Q: Let’s cut to the chase: how do you as a musician cope with the apparent fact that not everybody seems to want to pay for digital music? Do you think recorded music is destined to be free, as some of the pundits insist?
A: For someone at my level in terms of sales—which is to say, someone who doesn’t sell a ton of records—it’s really hard for me to tell what, if any, effect illegal downloading has on my “numbers.”
When I was in the Broken West, I was of the mind that illegal downloading wasn’t so bad—if anything, I thought it might be beneficial in the sense that if someone got our record for free and liked it, then perhaps that person would be inclined to come to a show or buy a t-shirt. Or maybe—just maybe—if they liked it enough they would decide to buy a CD. If they downloaded it for free and DIDN’T like it…well then, they weren’t going to buy it anyway. So in that sense, illegal downloading can almost be viewed as a kind of promotional tool.

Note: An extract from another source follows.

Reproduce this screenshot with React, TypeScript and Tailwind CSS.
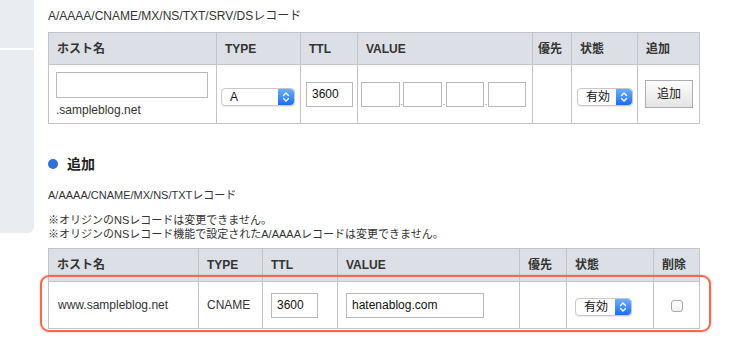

I can’t say my view has really changed.
I will say that as a music fan, I have downloaded music illegally. However, it’s almost always from bands that I love, and I’ve downloaded those records in advance of their release dates because I just couldn’t wait to hear them. Three specific cases come to mind: LCD Soundsystem’s This Is Happening, Spoon’s Ga Ga Ga Ga Ga and Wilco’s Wilco (The Album). In all three instances, though, I made it a point to purchase a physical copy of the record once it was available. Even if I hadn’t loved all three of those records after listening to them illegally (which I did), I still would have purchased each record to support the band. So in that sense I was kind of “voting” with my dollars—I wanted to help out, albeit in a very small, artists that meant something to me.
I think that’s common for a lot of so-called “indie” bands and their fans— that notion of supporting what you love. Even for bands that are selling hundreds of thousand of records—The National, New Pornographers, Spoon, etc.—I’d hazard a guess that illegal downloading doesn’t really hurt them that much. And that’s because the people that are into those bands and buying those records because they feel a real connection with the artist.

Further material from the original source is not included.